*Your instructions:* Return all lines from the listing below in which the string "index" occurs.

*Stored records:*
++++++

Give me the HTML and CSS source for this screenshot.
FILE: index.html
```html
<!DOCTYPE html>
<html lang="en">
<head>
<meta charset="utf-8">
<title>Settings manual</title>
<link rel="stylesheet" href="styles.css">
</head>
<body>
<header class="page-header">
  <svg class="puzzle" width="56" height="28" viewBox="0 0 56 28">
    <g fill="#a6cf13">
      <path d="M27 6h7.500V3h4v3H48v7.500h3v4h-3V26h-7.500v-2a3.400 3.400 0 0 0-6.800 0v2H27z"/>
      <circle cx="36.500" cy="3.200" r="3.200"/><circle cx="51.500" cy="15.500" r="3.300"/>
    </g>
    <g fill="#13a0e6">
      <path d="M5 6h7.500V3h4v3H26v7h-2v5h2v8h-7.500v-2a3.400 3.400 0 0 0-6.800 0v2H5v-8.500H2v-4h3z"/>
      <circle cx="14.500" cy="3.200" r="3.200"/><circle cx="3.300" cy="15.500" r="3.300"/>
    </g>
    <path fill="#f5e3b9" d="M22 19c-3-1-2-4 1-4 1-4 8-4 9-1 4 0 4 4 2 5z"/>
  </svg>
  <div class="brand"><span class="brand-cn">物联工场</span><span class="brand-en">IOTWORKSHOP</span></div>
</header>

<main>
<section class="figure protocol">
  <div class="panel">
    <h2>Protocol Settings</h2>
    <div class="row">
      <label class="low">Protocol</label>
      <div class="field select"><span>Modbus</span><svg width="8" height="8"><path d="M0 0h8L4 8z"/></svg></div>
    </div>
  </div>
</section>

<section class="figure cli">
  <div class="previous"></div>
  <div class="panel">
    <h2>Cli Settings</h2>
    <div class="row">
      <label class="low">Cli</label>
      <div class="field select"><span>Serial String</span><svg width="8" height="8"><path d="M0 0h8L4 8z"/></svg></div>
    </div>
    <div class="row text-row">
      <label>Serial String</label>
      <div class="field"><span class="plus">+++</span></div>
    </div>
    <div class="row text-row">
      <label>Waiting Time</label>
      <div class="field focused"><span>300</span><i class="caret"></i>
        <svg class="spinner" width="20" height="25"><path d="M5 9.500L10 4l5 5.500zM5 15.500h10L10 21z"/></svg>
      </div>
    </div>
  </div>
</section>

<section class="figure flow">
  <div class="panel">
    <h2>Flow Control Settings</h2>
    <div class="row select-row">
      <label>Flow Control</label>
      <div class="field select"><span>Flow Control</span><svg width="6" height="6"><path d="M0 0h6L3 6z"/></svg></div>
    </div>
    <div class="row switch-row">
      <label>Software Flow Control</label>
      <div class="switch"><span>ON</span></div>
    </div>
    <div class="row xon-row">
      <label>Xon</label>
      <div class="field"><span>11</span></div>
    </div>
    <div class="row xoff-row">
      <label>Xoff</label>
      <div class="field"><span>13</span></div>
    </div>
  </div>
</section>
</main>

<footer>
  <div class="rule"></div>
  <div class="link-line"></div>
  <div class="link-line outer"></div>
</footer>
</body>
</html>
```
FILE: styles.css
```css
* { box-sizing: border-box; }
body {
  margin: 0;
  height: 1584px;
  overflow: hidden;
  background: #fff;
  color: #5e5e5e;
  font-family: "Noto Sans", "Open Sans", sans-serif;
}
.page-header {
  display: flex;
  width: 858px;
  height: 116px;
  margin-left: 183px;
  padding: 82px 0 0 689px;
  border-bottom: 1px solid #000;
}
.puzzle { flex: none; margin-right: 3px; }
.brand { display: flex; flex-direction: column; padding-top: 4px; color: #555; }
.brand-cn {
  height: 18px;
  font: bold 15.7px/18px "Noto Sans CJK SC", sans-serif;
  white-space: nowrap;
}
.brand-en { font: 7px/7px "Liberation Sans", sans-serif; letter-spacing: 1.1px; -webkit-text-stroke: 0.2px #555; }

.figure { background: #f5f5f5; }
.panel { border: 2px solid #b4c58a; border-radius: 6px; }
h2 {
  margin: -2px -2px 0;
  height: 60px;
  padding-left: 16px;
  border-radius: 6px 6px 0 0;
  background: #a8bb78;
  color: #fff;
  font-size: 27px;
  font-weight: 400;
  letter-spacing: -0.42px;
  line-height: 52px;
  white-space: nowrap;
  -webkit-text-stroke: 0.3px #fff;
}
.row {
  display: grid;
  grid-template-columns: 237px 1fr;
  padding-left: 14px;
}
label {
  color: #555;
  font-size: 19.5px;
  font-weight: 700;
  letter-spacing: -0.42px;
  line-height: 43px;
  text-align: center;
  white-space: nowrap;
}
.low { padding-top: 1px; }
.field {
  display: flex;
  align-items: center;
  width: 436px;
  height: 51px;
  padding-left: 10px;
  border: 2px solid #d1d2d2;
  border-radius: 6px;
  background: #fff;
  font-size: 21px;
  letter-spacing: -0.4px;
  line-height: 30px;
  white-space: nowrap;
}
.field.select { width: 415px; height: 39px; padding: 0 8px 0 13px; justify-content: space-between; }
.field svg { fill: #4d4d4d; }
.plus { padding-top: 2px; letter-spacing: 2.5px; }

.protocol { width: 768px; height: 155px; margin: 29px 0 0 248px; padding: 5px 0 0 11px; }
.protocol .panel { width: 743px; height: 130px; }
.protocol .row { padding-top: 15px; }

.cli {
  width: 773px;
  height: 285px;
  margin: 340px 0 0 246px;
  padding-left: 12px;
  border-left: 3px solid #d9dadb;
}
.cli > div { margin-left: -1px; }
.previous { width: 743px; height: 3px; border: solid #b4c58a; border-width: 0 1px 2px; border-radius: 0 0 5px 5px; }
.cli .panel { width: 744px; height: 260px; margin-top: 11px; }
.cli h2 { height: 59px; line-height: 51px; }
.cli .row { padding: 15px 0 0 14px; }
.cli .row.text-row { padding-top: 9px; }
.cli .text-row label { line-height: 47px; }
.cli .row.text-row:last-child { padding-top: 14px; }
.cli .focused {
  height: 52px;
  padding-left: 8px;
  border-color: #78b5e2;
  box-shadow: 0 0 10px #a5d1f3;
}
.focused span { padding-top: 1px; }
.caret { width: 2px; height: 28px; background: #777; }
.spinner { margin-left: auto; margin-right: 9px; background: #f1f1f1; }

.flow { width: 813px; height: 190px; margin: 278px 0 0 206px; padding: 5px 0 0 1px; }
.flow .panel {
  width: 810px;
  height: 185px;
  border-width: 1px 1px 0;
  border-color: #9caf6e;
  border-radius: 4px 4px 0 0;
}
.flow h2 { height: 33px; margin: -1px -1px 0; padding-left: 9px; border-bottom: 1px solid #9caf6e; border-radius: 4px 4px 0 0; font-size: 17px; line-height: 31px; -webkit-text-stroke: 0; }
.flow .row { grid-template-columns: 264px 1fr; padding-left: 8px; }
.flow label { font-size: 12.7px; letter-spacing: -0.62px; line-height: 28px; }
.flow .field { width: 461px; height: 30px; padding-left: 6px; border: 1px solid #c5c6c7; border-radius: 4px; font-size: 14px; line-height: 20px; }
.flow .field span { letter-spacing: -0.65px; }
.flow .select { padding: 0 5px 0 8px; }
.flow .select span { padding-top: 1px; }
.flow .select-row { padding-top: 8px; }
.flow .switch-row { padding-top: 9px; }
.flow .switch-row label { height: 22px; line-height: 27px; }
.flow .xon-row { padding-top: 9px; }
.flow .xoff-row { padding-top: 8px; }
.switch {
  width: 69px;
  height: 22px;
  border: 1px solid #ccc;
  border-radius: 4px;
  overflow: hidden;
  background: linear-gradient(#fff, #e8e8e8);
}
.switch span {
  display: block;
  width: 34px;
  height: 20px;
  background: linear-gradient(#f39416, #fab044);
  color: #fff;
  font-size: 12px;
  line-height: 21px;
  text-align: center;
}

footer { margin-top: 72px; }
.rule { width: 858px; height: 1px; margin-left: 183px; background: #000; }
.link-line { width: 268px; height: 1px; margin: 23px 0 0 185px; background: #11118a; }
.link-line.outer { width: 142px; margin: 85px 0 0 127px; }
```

++++++

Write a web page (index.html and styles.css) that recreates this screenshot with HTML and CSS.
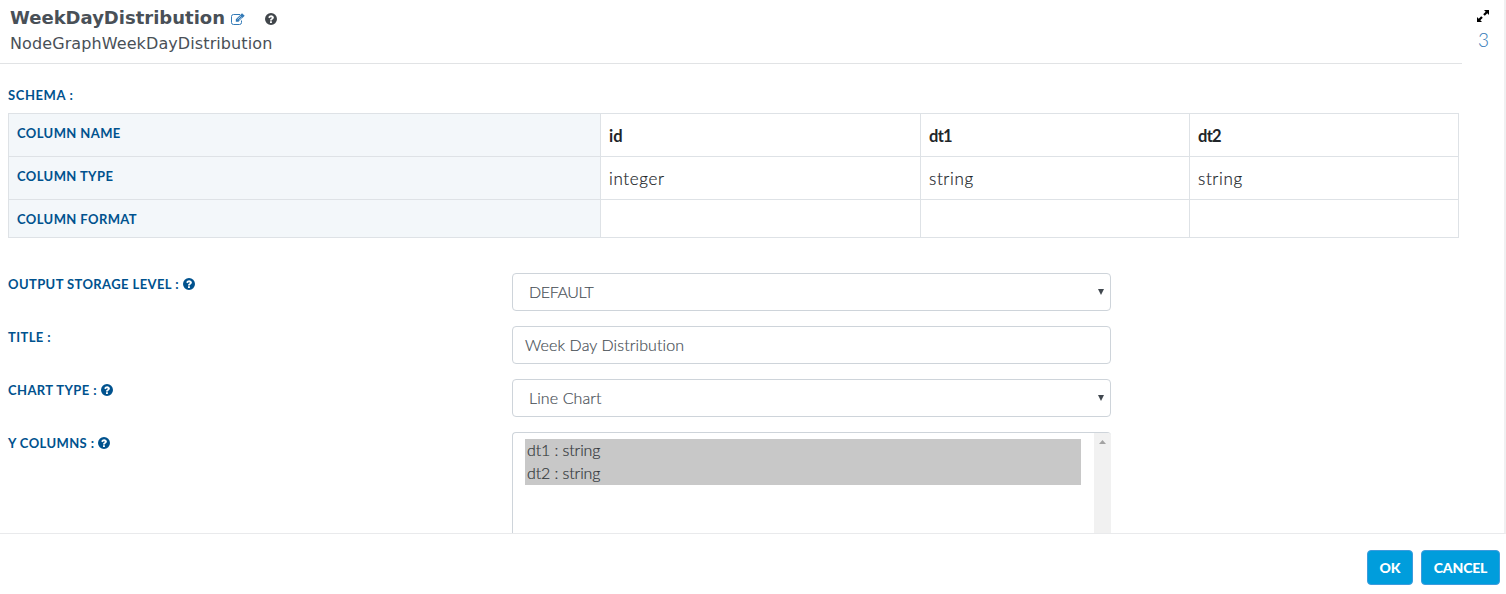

++++++

*Reply:*
FILE: index.html
Write a web page (index.html and styles.css) that recreates this screenshot with HTML and CSS.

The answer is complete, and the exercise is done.